• PROBLEM TO WORK ON
Please write the listing below out again exactly, leaving every picture behind.

>>>>

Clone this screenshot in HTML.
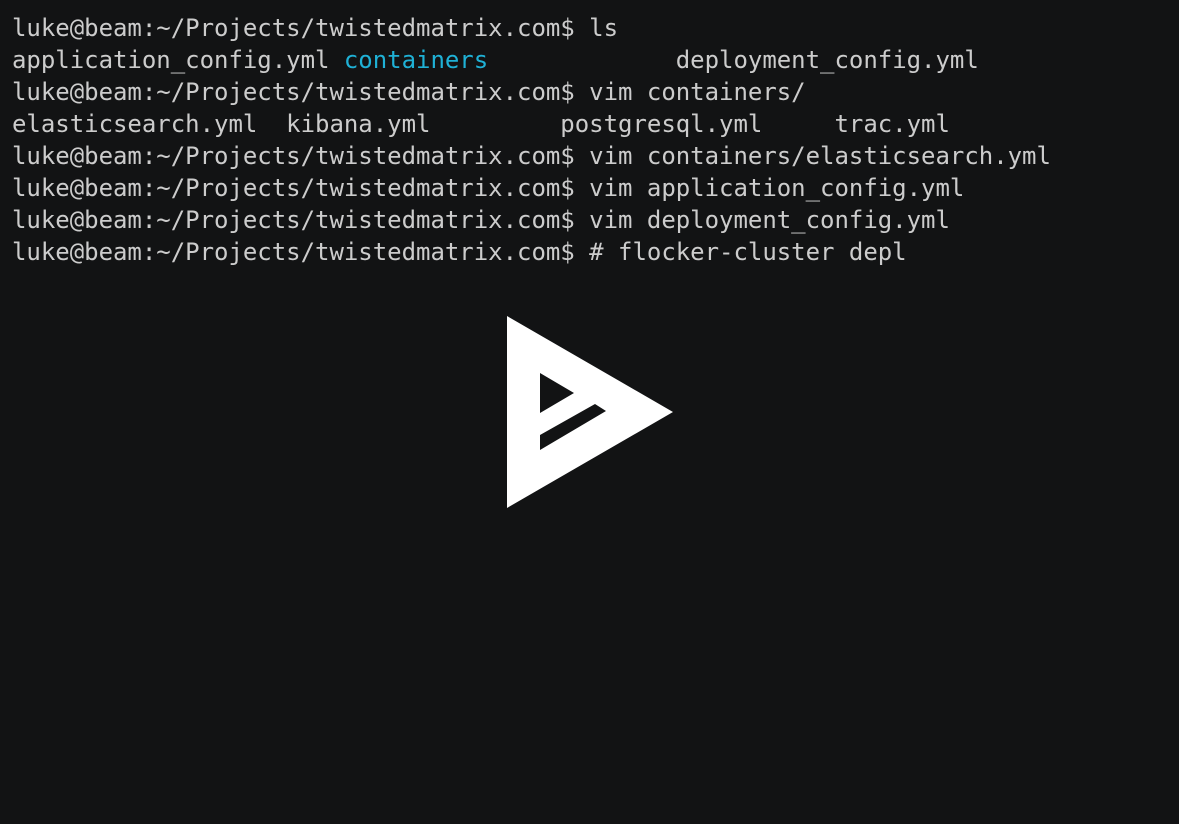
<!DOCTYPE html>
<html><head><style>
html,body{margin:0;background:#121314;width:1179px;height:824px;overflow:hidden}
pre{margin:0;position:absolute;left:12px;top:12px;font-family:"DejaVu Sans Mono","Liberation Mono",monospace;font-size:24px;line-height:32px;color:#cccccc;letter-spacing:-0.02px}
.c{color:#1fb1d6}
svg{position:absolute;left:0;top:0}
</style></head><body>
<pre>luke@beam:~/Projects/twistedmatrix.com$ ls
application_config.yml <span class="c">containers</span>             deployment_config.yml
luke@beam:~/Projects/twistedmatrix.com$ vim containers/
elasticsearch.yml  kibana.yml         postgresql.yml     trac.yml
luke@beam:~/Projects/twistedmatrix.com$ vim containers/elasticsearch.yml
luke@beam:~/Projects/twistedmatrix.com$ vim application_config.yml
luke@beam:~/Projects/twistedmatrix.com$ vim deployment_config.yml
luke@beam:~/Projects/twistedmatrix.com$ # flocker-cluster depl</pre>
<svg width="1179" height="824">
<path fill="#fff" fill-rule="evenodd" d="M507 316 L673 412 L507 508 Z M540 373 L574 393 L540 413 Z M540 435 L595 404 L606 411 L540 450 Z"/>
</svg>
</body></html>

<<<<

• FULL ANSWER
Clone this screenshot in HTML.
<!DOCTYPE html>
<html><head><style>
html,body{margin:0;background:#121314;width:1179px;height:824px;overflow:hidden}
pre{margin:0;position:absolute;left:12px;top:12px;font-family:"DejaVu Sans Mono","Liberation Mono",monospace;font-size:24px;line-height:32px;color:#cccccc;letter-spacing:-0.02px}
.c{color:#1fb1d6}
svg{position:absolute;left:0;top:0}
</style></head><body>
<pre>luke@beam:~/Projects/twistedmatrix.com$ ls
application_config.yml <span class="c">containers</span>             deployment_config.yml
luke@beam:~/Projects/twistedmatrix.com$ vim containers/
elasticsearch.yml  kibana.yml         postgresql.yml     trac.yml
luke@beam:~/Projects/twistedmatrix.com$ vim containers/elasticsearch.yml
luke@beam:~/Projects/twistedmatrix.com$ vim application_config.yml
luke@beam:~/Projects/twistedmatrix.com$ vim deployment_config.yml
luke@beam:~/Projects/twistedmatrix.com$ # flocker-cluster depl</pre>
<svg width="1179" height="824">
<path fill="#fff" fill-rule="evenodd" d="M507 316 L673 412 L507 508 Z M540 373 L574 393 L540 413 Z M540 435 L595 404 L606 411 L540 450 Z"/>
</svg>
</body></html>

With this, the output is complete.